_INSTRUCTIONS TO FOLLOW_
Reproduce all of the data below without alteration; exclude every picture.
----
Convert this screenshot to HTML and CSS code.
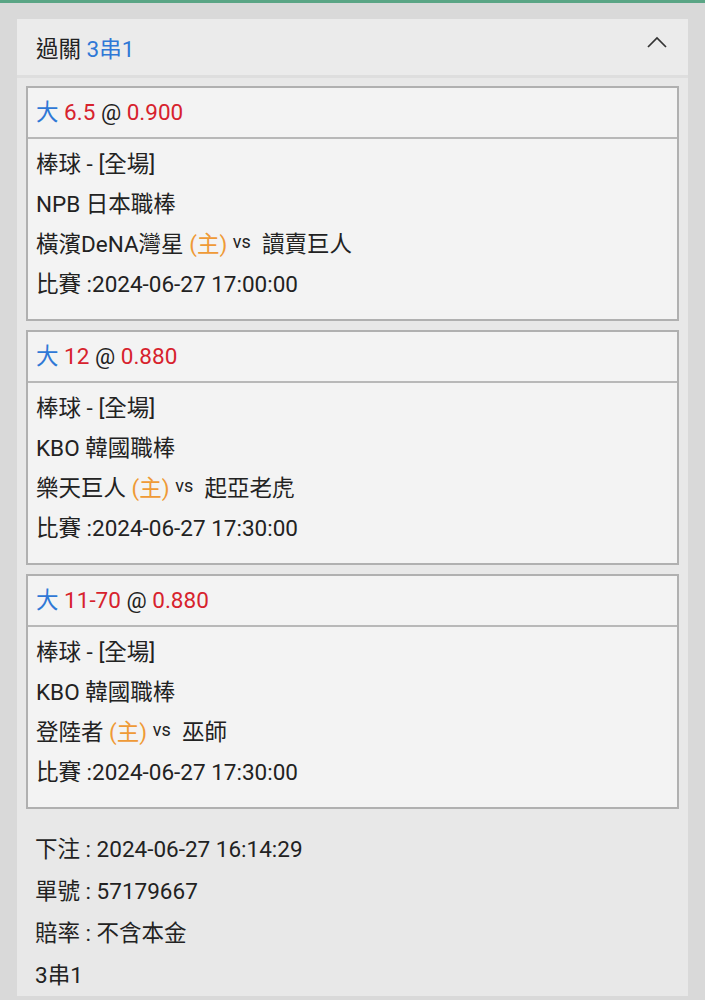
FILE: index.html
```html
<!DOCTYPE html>
<html lang="zh-Hant">

<head>
  <meta charset="UTF-8">
  <title>過關 3串1</title>
  <link rel="stylesheet" href="styles.css">
</head>

<body>
  <div class="panel">
    <div class="panel-head">
      <div class="title">過關 <span class="blue">3串1</span></div>
      <svg class="chevron" width="22" height="14" viewBox="0 0 22 14">
        <path d="M2 12 L11 3 L20 12" fill="none" stroke="#333" stroke-width="1.7" />
      </svg>
    </div>
    <div class="panel-body">
      <div class="bet">
        <div class="bet-title"><span class="blue">大</span> <span class="red">6.5</span> @ <span class="red">0.900</span></div>
        <div class="bet-info">
          <div>棒球 - [全場]</div>
          <div>NPB 日本職棒</div>
          <div>橫濱DeNA灣星 <span class="home">(主)</span> <sup>vs</sup> &nbsp;讀賣巨人</div>
          <div>比賽 :2024-06-27 17:00:00</div>
        </div>
      </div>
      <div class="bet">
        <div class="bet-title"><span class="blue">大</span> <span class="red">12</span> @ <span class="red">0.880</span></div>
        <div class="bet-info">
          <div>棒球 - [全場]</div>
          <div>KBO 韓國職棒</div>
          <div>樂天巨人 <span class="home">(主)</span> <sup>vs</sup> &nbsp;起亞老虎</div>
          <div>比賽 :2024-06-27 17:30:00</div>
        </div>
      </div>
      <div class="bet">
        <div class="bet-title"><span class="blue">大</span> <span class="red">11-70</span> @ <span class="red">0.880</span></div>
        <div class="bet-info">
          <div>棒球 - [全場]</div>
          <div>KBO 韓國職棒</div>
          <div>登陸者 <span class="home">(主)</span> <sup>vs</sup> &nbsp;巫師</div>
          <div>比賽 :2024-06-27 17:30:00</div>
        </div>
      </div>
      <div class="summary">
        <div>下注 : 2024-06-27 16:14:29</div>
        <div>單號 : 57179667</div>
        <div>賠率 : 不含本金</div>
        <div>3串1</div>
      </div>
    </div>
  </div>
</body>

</html>
```

FILE: styles.css
```css
body {
  margin: 0;
  background: #d9d9d9;
  border-top: 3px solid #5aa585;
  font-family: Roboto, "Noto Sans CJK TC", sans-serif;
  font-size: 22.5px;
  color: #222;
  height: 997px;
  overflow: hidden;
}

.panel {
  margin: 16px 17px 0;
  background: #e8e8e8;
}

.panel-head {
  height: 56px;
  padding: 0 19px;
  display: flex;
  align-items: center;
  justify-content: space-between;
  background: #ebebeb;
  border-bottom: 3px solid #dedede;
}

.chevron {
  margin-right: 1px;
  margin-top: -10px;
}

.blue {
  color: #2f78d6;
}

.red {
  color: #d7222d;
}

.home {
  color: #ef9a36;
}

sup {
  font-size: 18px;
  line-height: 0;
  vertical-align: 4px;
}

.panel-body {
  padding: 8px 9px 0;
}

.bet {
  background: #f3f3f3;
  border: 2px solid #b0b0b0;
  margin-bottom: 9px;
}

.bet-title {
  height: 49px;
  line-height: 49px;
  padding: 0 8px;
  border-bottom: 2px solid #b8b8b8;
}

.bet-info {
  padding: 5px 8px 15px;
}

.bet-info div {
  line-height: 40px;
}

.summary {
  padding: 10px 9px 0;
}

.summary div {
  line-height: 42px;
}
```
----
_RESULT OF THIS EXERCISE_
Convert this screenshot to HTML and CSS code.
FILE: index.html
```html
<!DOCTYPE html>
<html lang="zh-Hant">

<head>
  <meta charset="UTF-8">
  <title>過關 3串1</title>
  <link rel="stylesheet" href="styles.css">
</head>

<body>
  <div class="panel">
    <div class="panel-head">
      <div class="title">過關 <span class="blue">3串1</span></div>
      <svg class="chevron" width="22" height="14" viewBox="0 0 22 14">
        <path d="M2 12 L11 3 L20 12" fill="none" stroke="#333" stroke-width="1.7" />
      </svg>
    </div>
    <div class="panel-body">
      <div class="bet">
        <div class="bet-title"><span class="blue">大</span> <span class="red">6.5</span> @ <span class="red">0.900</span></div>
        <div class="bet-info">
          <div>棒球 - [全場]</div>
          <div>NPB 日本職棒</div>
          <div>橫濱DeNA灣星 <span class="home">(主)</span> <sup>vs</sup> &nbsp;讀賣巨人</div>
          <div>比賽 :2024-06-27 17:00:00</div>
        </div>
      </div>
      <div class="bet">
        <div class="bet-title"><span class="blue">大</span> <span class="red">12</span> @ <span class="red">0.880</span></div>
        <div class="bet-info">
          <div>棒球 - [全場]</div>
          <div>KBO 韓國職棒</div>
          <div>樂天巨人 <span class="home">(主)</span> <sup>vs</sup> &nbsp;起亞老虎</div>
          <div>比賽 :2024-06-27 17:30:00</div>
        </div>
      </div>
      <div class="bet">
        <div class="bet-title"><span class="blue">大</span> <span class="red">11-70</span> @ <span class="red">0.880</span></div>
        <div class="bet-info">
          <div>棒球 - [全場]</div>
          <div>KBO 韓國職棒</div>
          <div>登陸者 <span class="home">(主)</span> <sup>vs</sup> &nbsp;巫師</div>
          <div>比賽 :2024-06-27 17:30:00</div>
        </div>
      </div>
      <div class="summary">
        <div>下注 : 2024-06-27 16:14:29</div>
        <div>單號 : 57179667</div>
        <div>賠率 : 不含本金</div>
        <div>3串1</div>
      </div>
    </div>
  </div>
</body>

</html>
```

FILE: styles.css
```css
body {
  margin: 0;
  background: #d9d9d9;
  border-top: 3px solid #5aa585;
  font-family: Roboto, "Noto Sans CJK TC", sans-serif;
  font-size: 22.5px;
  color: #222;
  height: 997px;
  overflow: hidden;
}

.panel {
  margin: 16px 17px 0;
  background: #e8e8e8;
}

.panel-head {
  height: 56px;
  padding: 0 19px;
  display: flex;
  align-items: center;
  justify-content: space-between;
  background: #ebebeb;
  border-bottom: 3px solid #dedede;
}

.chevron {
  margin-right: 1px;
  margin-top: -10px;
}

.blue {
  color: #2f78d6;
}

.red {
  color: #d7222d;
}

.home {
  color: #ef9a36;
}

sup {
  font-size: 18px;
  line-height: 0;
  vertical-align: 4px;
}

.panel-body {
  padding: 8px 9px 0;
}

.bet {
  background: #f3f3f3;
  border: 2px solid #b0b0b0;
  margin-bottom: 9px;
}

.bet-title {
  height: 49px;
  line-height: 49px;
  padding: 0 8px;
  border-bottom: 2px solid #b8b8b8;
}

.bet-info {
  padding: 5px 8px 15px;
}

.bet-info div {
  line-height: 40px;
}

.summary {
  padding: 10px 9px 0;
}

.summary div {
  line-height: 42px;
}
```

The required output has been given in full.